Pando Health
- Formerly: Forward Health
- Industry: Data and analytics (health)
- Founded: 2017
- Founder: Dr Barney Gilbert, Dr Lydia Yarlott, Philip Mundy
- Headquarters: London, United Kingdom
- Website: hellopando.com

= Pando Health =

Healthcare data platform

Pando Health is a healthcare data platform created by Beacon Medical Systems Ltd and Forward Clinical Ltd and named after the Pando tree.

==History==
Pando was founded in 2016 by Dr Barney Gilbert, Dr Lydia Yarlott and Philip Mundy with a vision of connecting healthcare for everyone. The company raised more than $10m USD in venture capital financing, including from Stride Capital, Skip Capital and Sofinnova Partners.

The company was founded under the name Forward Health and rebranded as Pando Health in 2020.

Pando's core platform empowers healthcare professionals to collaborate and make expert decisions together. Usage during the COVID-19 pandemic in the United Kingdom increased rapidly, with more than 2 million clinical messages processed per week in 2020.

Since 2019, Pando has been the contracted medical messaging partner of the UK Ministry of Defence.

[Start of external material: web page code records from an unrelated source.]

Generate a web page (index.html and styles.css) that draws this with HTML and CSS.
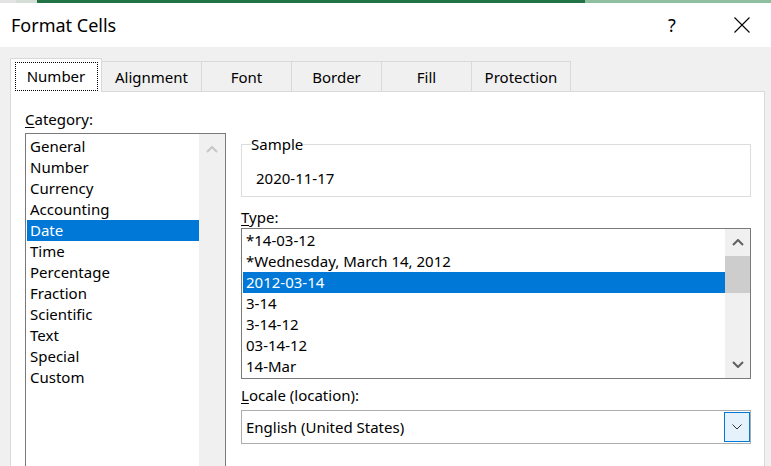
FILE: index.html
```html
<!DOCTYPE html>
<html lang="en">
<head>
<meta charset="utf-8">
<title>Format Cells</title>
<link rel="stylesheet" href="styles.css">
</head>
<body>
<div class="strip"><span class="s1"></span><span class="s2"></span><span class="s3"></span><span class="s4"></span></div>
<header class="titlebar">
  <div class="title">Format Cells</div>
  <span class="help">?</span>
  <span class="close"><svg width="16" height="16" viewBox="0 0 16 16"><path d="M0.5 0.5 L15.5 15.5 M15.5 0.5 L0.5 15.5" stroke="#000" stroke-width="1.1" fill="none"/></svg></span>
</header>
<main class="body">
  <nav class="tabs">
    <div class="tab active w-number"><span class="focus">Number</span></div>
    <div class="tab w-align">Alignment</div>
    <div class="tab w-font">Font</div>
    <div class="tab w-border">Border</div>
    <div class="tab w-fill">Fill</div>
    <div class="tab w-prot">Protection</div>
  </nav>
  <section class="panel">
    <div class="col-left">
      <div class="label"><span class="ul">C</span>ategory:</div>
      <div class="listbox cat">
        <ul class="items">
          <li>General</li>
          <li>Number</li>
          <li>Currency</li>
          <li>Accounting</li>
          <li class="sel">Date</li>
          <li>Time</li>
          <li>Percentage</li>
          <li>Fraction</li>
          <li>Scientific</li>
          <li>Text</li>
          <li>Special</li>
          <li>Custom</li>
        </ul>
        <div class="vscroll">
          <div class="arrow"><svg width="12" height="7" viewBox="0 0 12 7"><path d="M1 6 L6 1 L11 6" stroke="#c6c6c6" stroke-width="2" fill="none"/></svg></div>
        </div>
      </div>
    </div>
    <div class="col-right">
      <fieldset class="sample">
        <legend>Sample</legend>
        <div class="sample-val">2020-11-17</div>
      </fieldset>
      <div class="label lbl-type"><span class="ul">T</span>ype:</div>
      <div class="listbox type">
        <ul class="items">
          <li>*14-03-12</li>
          <li>*Wednesday, March 14, 2012</li>
          <li class="sel">2012-03-14</li>
          <li>3-14</li>
          <li>3-14-12</li>
          <li>03-14-12</li>
          <li>14-Mar</li>
        </ul>
        <div class="vscroll">
          <div class="arrow"><svg width="12" height="7" viewBox="0 0 12 7"><path d="M1 6 L6 1 L11 6" stroke="#606060" stroke-width="2" fill="none"/></svg></div>
          <div class="thumb"></div>
          <div class="track"></div>
          <div class="arrow"><svg width="12" height="7" viewBox="0 0 12 7"><path d="M1 1 L6 6 L11 1" stroke="#606060" stroke-width="2" fill="none"/></svg></div>
        </div>
      </div>
      <div class="label lbl-locale"><span class="ul">L</span>ocale (location):</div>
      <div class="combo">
        <span class="combo-text">English (United States)</span>
        <span class="dd"><svg width="10" height="6" viewBox="0 0 10 6"><path d="M0.5 0.5 L5 5 L9.5 0.5" stroke="#333" stroke-width="1" fill="none"/></svg></span>
      </div>
    </div>
  </section>
</main>
</body>
</html>
```
FILE: styles.css
```css
* { box-sizing: border-box; }
html, body { margin: 0; padding: 0; }
body {
  width: 771px;
  height: 466px;
  overflow: hidden;
  background: #f0f0f0;
  font-family: "Noto Sans", "Open Sans", sans-serif;
  font-size: 15px;
  line-height: 20px;
  color: #000;
}
.strip { display: flex; height: 3px; }
.s1 { width: 16px; background: #e4e4e4; }
.s2 { width: 21px; background: #d6ddd8; }
.s3 { width: 548px; background: #217346; }
.s4 { flex: 1; background: #8fbf9f; }

.titlebar {
  height: 44px;
  background: #fff;
  display: flex;
  align-items: center;
  padding-left: 11px;
}
.title { flex: 1; font-size: 18px; line-height: 24px; }
.help { width: 16px; text-align: center; font-size: 18px; line-height: 24px; margin-right: 54px; }
.close { width: 16px; height: 16px; margin-right: 21px; display: flex; }

.body { padding: 11px 6px 0 10px; }
.tabs { display: flex; align-items: flex-end; height: 33px; }
.tab {
  height: 30px;
  border: 1px solid #d9d9d9;
  border-bottom: none;
  margin-left: -1px;
  display: flex;
  align-items: center;
  justify-content: center;
  padding-top: 1px;
}
.tab.active {
  height: 34px;
  margin-left: 0;
  margin-bottom: -1px;
  background: #fff;
  position: relative;
  z-index: 1;
  padding-top: 0;
}
.focus {
  border: 1px dotted #000;
  width: 83px;
  height: 29px;
  display: flex;
  align-items: center;
  justify-content: center;
  margin-top: 1px;
}
.w-number { width: 92px; }
.w-align { width: 101px; }
.w-font { width: 91px; }
.w-border { width: 91px; }
.w-fill { width: 91px; }
.w-prot { width: 100px; }

.panel {
  background: #fff;
  border: 1px solid #d9d9d9;
  border-bottom: none;
  height: 375px;
  padding: 17px 0 0 14px;
  display: grid;
  grid-template-columns: 201px 510px;
  column-gap: 15px;
  align-items: start;
}
.label { height: 20px; }
.ul { text-decoration: underline; text-underline-offset: 2px; text-decoration-thickness: 1px; }
.col-left .label { margin-bottom: 4px; }

.listbox {
  border: 1px solid #7a7a7a;
  display: flex;
  background: #fff;
}
.items { list-style: none; margin: 0; padding: 1px 0 0 1px; flex: 1; }
.items li { height: 21px; line-height: 21px; padding-left: 3px; white-space: nowrap; }
.items li.sel { background: #0078d7; color: #fff; }
.listbox.cat { height: 333px; border-bottom: none; }
.listbox.cat .items { padding-top: 2px; }
.listbox.type { height: 151px; }

.vscroll { width: 26px; background: #f0f0f0; display: flex; flex-direction: column; }
.type .vscroll { width: 25px; }
.arrow { height: 27px; display: flex; align-items: center; justify-content: center; }
.cat .arrow { height: 31px; }
.thumb { height: 37px; background: #cdcdcd; }
.track { flex: 1; }

.sample {
  margin: 25px 0 0 0;
  border: 1px solid #dcdcdc;
  padding: 0 8px 8px 9px;
  min-width: 0;
}
.sample legend { padding: 0; line-height: 20px; }
.sample-val { margin: 14px 0 0 5px; }
.lbl-type { margin-top: 10px; margin-bottom: 1px; }
.lbl-locale { margin-top: 6px; margin-bottom: 5px; }

.combo {
  height: 34px;
  border: 1px solid #adadad;
  display: flex;
  align-items: center;
  padding-left: 4px;
}
.combo-text { flex: 1; }
.dd {
  width: 26px;
  margin: 1px 0;
  background: #e5f1fb;
  border: 1px solid #0078d7;
  display: flex;
  align-items: center;
  justify-content: center;
  align-self: stretch;
}
```
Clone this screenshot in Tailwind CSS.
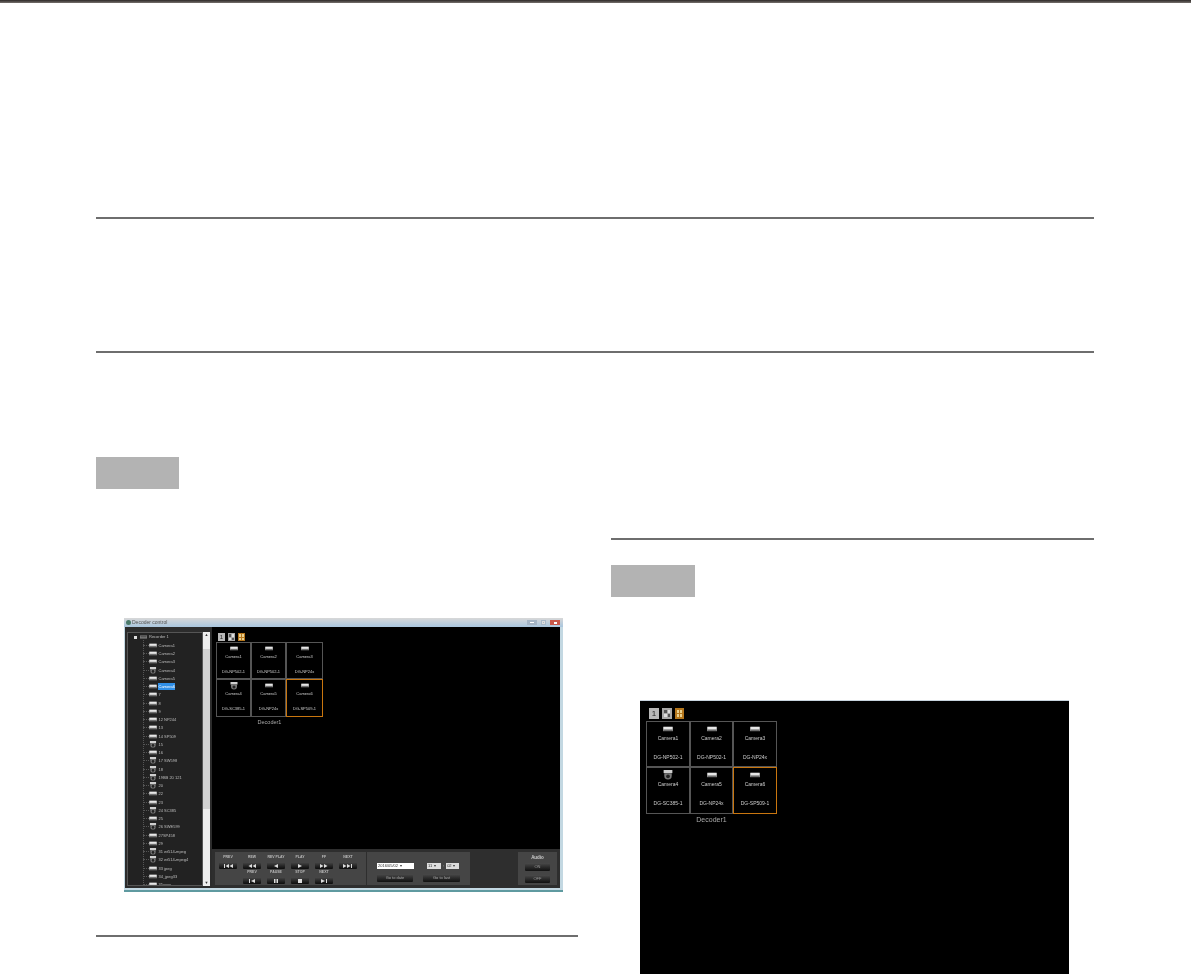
<!DOCTYPE html>
<html lang="en">
<head>
  <meta charset="UTF-8" />
  <title>Decoder control</title>
  <script src="https://cdn.jsdelivr.net/npm/@tailwindcss/browser@4"></script>
</head>
<body class="bg-white font-['Liberation_Sans',sans-serif]">
<div class="h-[974px] overflow-hidden">
  <div class="h-[3px] bg-gradient-to-b from-[#2e2a28] to-[#77716e]"></div>

  <div class="ml-[96px] w-[998px]">
    <div class="mt-[214px] h-[134px] border-t-2 border-[#6e6e6e]"></div>
    <div class="h-[106px] border-t-2 border-[#6e6e6e]"></div>

    <div class="grid grid-cols-[482px_483px] gap-x-[33px]">
      <!-- Left column -->
      <div>
        <div class="w-[83px] h-[32px] bg-[#b3b3b3]"></div>

        <!-- Decoder control window -->
        <div class="mt-[129px] ml-[28px] w-[439px] h-[274px] flex flex-col bg-[#c3d8e2] border-b-2 border-[#5f9aa0] overflow-hidden blur-[0.35px]">
          <div class="h-[9px] shrink-0 flex items-center justify-between pl-[2px] pr-[3px] bg-gradient-to-b from-[#d8d8d8] to-[#a9c6de]">
            <div class="flex items-center gap-[1px]">
              <div class="w-[5px] h-[5px] rounded-full bg-[#4a7a6a]"></div>
              <span class="text-[5px] leading-none text-[#555]">Decoder control</span>
            </div>
            <div class="flex items-center gap-[4px]">
              <div class="w-[10px] h-[5px] bg-[#a5b5c5] flex items-center justify-center"><div class="w-[4px] h-[1px] bg-white"></div></div>
              <div class="w-[5px] h-[5px] bg-[#a9b9c9] flex items-center justify-center"><div class="w-[3px] h-[3px] border border-[#ddd]"></div></div>
              <div class="w-[10px] h-[5px] bg-[#c9584a] flex items-center justify-center"><div class="w-[3px] h-[2px] bg-white"></div></div>
            </div>
          </div>

          <div class="flex-1 min-h-0 flex bg-black ml-[1px] mr-[3px] mb-[2px]">
            <!-- Tree -->
            <div class="w-[87px] shrink-0 bg-[#2c2c2c] pl-[2px] pt-[5px] flex">
              <div class="relative w-[76px] h-[254px] border border-[#555] overflow-hidden bg-[#222]">
                <div class="absolute left-[15px] top-[7px] bottom-0 border-l border-dotted border-[#555]"></div>
                <div id="tree" class="relative flex flex-col gap-[2.25px] pl-[5px] pt-[1px] text-[4px] leading-[6px] text-[#bdbdbd]"></div>
              </div>
              <div class="w-[7px] h-[254px] bg-[#eeeeee] flex flex-col justify-between items-center py-[1px]">
                <span class="text-[4px] leading-none text-[#333]">▲</span>
                <div class="w-[7px] h-[160px] bg-[#d2d2d2] mb-[60px]"></div>
                <span class="text-[4px] leading-none text-[#333]">▼</span>
              </div>
            </div>

            <!-- Monitor area -->
            <div class="flex-1 min-w-0 flex flex-col">
              <div class="flex-1 min-h-0 pl-[4px] pt-[6px]">
                <div class="flex gap-[3px] ml-[2px] h-[8px]">
                  <div class="w-[7px] h-[8px] bg-[#b8b8b8] text-[6px] leading-[8px] text-center text-[#222]">1</div>
                  <div class="w-[7px] h-[8px] bg-[#a8a8a8] grid grid-cols-2 gap-[1px] p-[1px]"><div class="bg-[#555]"></div><div class="bg-[#ddd]"></div><div class="bg-[#ddd]"></div><div class="bg-[#555]"></div></div>
                  <div class="w-[7px] h-[8px] bg-[#b5761c] grid grid-cols-2 gap-[1px] p-[1px]"><div class="bg-[#e8d090]"></div><div class="bg-[#e8d090]"></div><div class="bg-[#e8d090]"></div><div class="bg-[#e8d090]"></div></div>
                </div>
                <div data-grid="small" class="mt-[1px] grid grid-cols-[35px_35px_37px] grid-rows-[37px_38px] w-[107px] text-[4px] leading-none text-[#ccc] text-center"></div>
                <p class="mt-[2px] w-[107px] text-center text-[5.5px] leading-[7px] text-[#aaa]">Decoder1</p>
              </div>

              <!-- Playback controls -->
              <div class="h-[39px] shrink-0 bg-[#2e2e2e] flex gap-[1px] pl-[3px] pr-[3px] py-[3px]">
                <div class="w-[151px] bg-[#454545] pl-[4px] pt-[3px]">
                  <div class="flex gap-[6px]" id="row1"></div>
                  <div class="flex gap-[6px] mt-[1px] ml-[24px]" id="row2"></div>
                </div>
                <div class="w-[103px] bg-[#454545] pl-[10px] pt-[11px]">
                  <div class="flex items-center h-[6px]">
                    <div class="w-[37px] h-[6px] bg-white text-[4px] leading-[6px] pl-[1px] text-[#333]">2016/05/02&nbsp;&nbsp;▾</div>
                    <div class="ml-[13px] w-[14px] h-[6px] bg-[#ddd] text-[4px] leading-[6px] pl-[1px] text-[#333]">11&nbsp;&nbsp;▾</div>
                    <span class="mx-[2px] text-[4px] leading-none text-[#ddd]">:</span>
                    <div class="w-[13px] h-[6px] bg-[#ddd] text-[4px] leading-[6px] pl-[1px] text-[#333]">02&nbsp;▾</div>
                  </div>
                  <div class="flex gap-[10px] mt-[5px]">
                    <div class="w-[36px] h-[8px] rounded-[1px] bg-gradient-to-b from-[#4a4a4a] to-[#111] text-[4px] leading-[8px] text-center text-[#aaa]">Go to date</div>
                    <div class="w-[37px] h-[8px] rounded-[1px] bg-gradient-to-b from-[#4a4a4a] to-[#111] text-[4px] leading-[8px] text-center text-[#aaa]">Go to last</div>
                  </div>
                </div>
                <div class="ml-[47px] w-[39px] bg-[#454545] flex flex-col items-center pt-[3px]">
                  <span class="text-[4.5px] leading-[5px] font-bold text-[#ccc]">Audio</span>
                  <div class="mt-[3px] w-[25px] h-[8px] rounded-[1px] bg-gradient-to-b from-[#4a4a4a] to-[#111] text-[4px] leading-[8px] text-center text-[#999]">ON</div>
                  <div class="mt-[4px] w-[25px] h-[8px] rounded-[1px] bg-gradient-to-b from-[#4a4a4a] to-[#111] text-[4px] leading-[8px] text-center text-[#999]">OFF</div>
                </div>
              </div>
            </div>
          </div>
        </div>

        <div class="mt-[43px] h-[2px] bg-[#6e6e6e]"></div>
      </div>

      <!-- Right column -->
      <div>
        <div class="mt-[81px] h-[2px] bg-[#6e6e6e]"></div>
        <div class="mt-[25px] w-[84px] h-[32px] bg-[#b3b3b3]"></div>

        <!-- Enlarged monitor area -->
        <div class="mt-[103px] ml-[29px] w-[429px] h-[274px] bg-black border-t border-[#c8d4de] pl-[6px] pt-[7px] blur-[0.35px]">
          <div class="flex gap-[3px] ml-[3px] h-[11px]">
            <div class="w-[10px] h-[11px] bg-[#b8b8b8] text-[8px] leading-[11px] text-center text-[#222]">1</div>
            <div class="w-[10px] h-[11px] bg-[#a8a8a8] grid grid-cols-2 gap-[1px] p-[2px]"><div class="bg-[#555]"></div><div class="bg-[#ddd]"></div><div class="bg-[#ddd]"></div><div class="bg-[#555]"></div></div>
            <div class="w-[9px] h-[11px] bg-[#b5761c] grid grid-cols-2 gap-[1px] p-[2px]"><div class="bg-[#e8d090]"></div><div class="bg-[#e8d090]"></div><div class="bg-[#e8d090]"></div><div class="bg-[#e8d090]"></div></div>
          </div>
          <div data-grid="large" class="mt-[2px] grid grid-cols-[44px_43px_44px] grid-rows-[46px_47px] w-[131px] text-[5px] leading-none text-[#ccc] text-center"></div>
          <p class="mt-[1px] w-[131px] text-center text-[7px] leading-[9px] text-[#aaa]">Decoder1</p>
        </div>
      </div>
    </div>
  </div>
</div>

<script>
  const boxIcon = (w, h, fill = "#e6e6e6") => `<svg width="${w}" height="${h}" viewBox="0 0 16 9" class="shrink-0"><rect x="0" y="1" width="16" height="7" fill="#8a8a8a"/><rect x="1" y="1" width="14" height="4" fill="${fill}"/><rect x="1" y="6" width="14" height="1" fill="#555"/></svg>`;
  const domeIcon = (w, h) => `<svg width="${w}" height="${h}" viewBox="0 0 16 16" class="shrink-0"><rect x="1" y="0" width="14" height="5" fill="#cfcfcf"/><path d="M2 5h12v4a6 6 0 0 1-12 0z" fill="#777"/><circle cx="8" cy="10" r="3" fill="#222"/></svg>`;

  const cameras = [
    ["Camera1"], ["Camera2"], ["Camera3"], ["Camera4", 1], ["Camera5"], ["Camera6", 0, 1],
    ["7"], ["8"], ["9"], ["12 NP244"], ["13"], ["14 SP509"], ["15", 1], ["16"],
    ["17 SW598", 1], ["18", 1], ["19BB 20 121", 1], ["20", 1], ["22"], ["23"], ["24 SC385", 1],
    ["25"], ["26 SWE599", 1], ["27SP458"], ["29"], ["31 wt514-mpeg", 1], ["32 wt514-mpeg4", 1],
    ["33 jpeg"], ["34_jpeg33"], ["35xxxx"]
  ];

  let treeHtml = `<div class="flex items-center h-[6px] gap-[3px] pl-[1px]"><div class="w-[3px] h-[3px] bg-[#ddd]"></div>${boxIcon(7, 4, "#555")}<span class="ml-[-1px]">Recorder 1</span></div>`;
  cameras.forEach(([name, dome, selected]) => {
    treeHtml += `<div class="flex items-center h-[6px] ml-[10px]"><div class="w-[6px] border-t border-dotted border-[#555]"></div>${dome ? domeIcon(8, 7) : boxIcon(8, 5)}<span class="${selected ? "bg-[#2f8fe8] text-white" : ""} ml-[1px] leading-[7px] px-[0.5px] whitespace-nowrap">${name}</span></div>`;
  });
  document.getElementById("tree").innerHTML = treeHtml;

  const cells = [
    ["Camera1", "DG-NP502-1"], ["Camera2", "DG-NP502-1"], ["Camera3", "DG-NP24x"],
    ["Camera4", "DG-SC385-1", 1], ["Camera5", "DG-NP24x"], ["Camera6", "DG-SP509-1", 0, 1]
  ];

  document.querySelectorAll("[data-grid]").forEach(grid => {
    const large = grid.dataset.grid === "large";
    grid.innerHTML = cells.map(([name, model, dome, active]) => `
      <div class="flex flex-col items-center border ${active ? "border-[#c9760f]" : "border-[#555]"} pt-[2px]">
        <div class="${large ? "h-[9px]" : "h-[7px]"} flex items-center">${dome ? domeIcon(large ? 10 : 8, large ? 10 : 8) : boxIcon(large ? 10 : 8, large ? 6 : 5)}</div>
        <span class="mt-[3px]">${name}</span>
        <span class="${large ? "mt-[14px]" : "mt-[11px]"} whitespace-nowrap">${model}</span>
      </div>`).join("");
  });

  // transport glyphs, drawn on a 12x6 box
  const glyphs = {
    first: "M2 1h1v4H2zM7 1v4L3.5 3zM11 1v4L7.5 3z",
    rew: "M6 1v4L2.5 3zM10 1v4L6.5 3z",
    back: "M8 1v4L4 3z",
    play: "M4 1v4l4-2z",
    ff: "M2 1v4l3.5-2zM6 1v4l3.5-2z",
    last: "M1 1v4l3.5-2zM5 1v4l3.5-2zM9 1h1v4H9z",
    stepBack: "M3 1h1v4H3zM9 1v4L5 3z",
    pause: "M4 1h1.5v4H4zM6.5 1H8v4H6.5z",
    stop: "M4 1h4v4H4z",
    stepNext: "M3 1v4l4-2zM8 1h1v4H8z"
  };
  const btn = (label, glyph) => `
    <div class="w-[18px] flex flex-col items-center">
      <span class="text-[3.5px] leading-[5px] font-bold text-[#bbb] whitespace-nowrap">${label}</span>
      <div class="mt-[2px] w-[18px] h-[7px] rounded-[1px] bg-gradient-to-b from-[#4a4a4a] to-[#0d0d0d] flex items-center justify-center">
        <svg width="12" height="6" viewBox="0 0 12 6"><path d="${glyphs[glyph]}" fill="#ddd"/></svg>
      </div>
    </div>`;
  document.getElementById("row1").innerHTML = [["PREV", "first"], ["REW", "rew"], ["REV PLAY", "back"], ["PLAY", "play"], ["FF", "ff"], ["NEXT", "last"]].map(b => btn(...b)).join("");
  document.getElementById("row2").innerHTML = [["PREV", "stepBack"], ["PAUSE", "pause"], ["STOP", "stop"], ["NEXT", "stepNext"]].map(b => btn(...b)).join("");
</script>
</body>
</html>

In July 2021 there was a security breach which saw NHS patients’ photos automatically uploaded onto certain Nokia and Motorola devices, resulting in temporary loss of an NHS customer. However, this contract was later reinstated.

In 2024, Pando took on further investment and new leadership, under Jean Nehme and Frank Seo.

More than 100 NHS Trusts adopted the platform, with more than 115,000 clinician users in the UK in 2025.

In late 2025, the company was acquired by US cybersecurity firm Hypori.

==Technology==

Pando is based on XMPP, with a custom client and business logic. It provides sandboxed messaging between individuals and within groups, including text and images, alongside specific product features such as "Ask Advice", a mechanism to request asynchronous advice from other connected clinicians.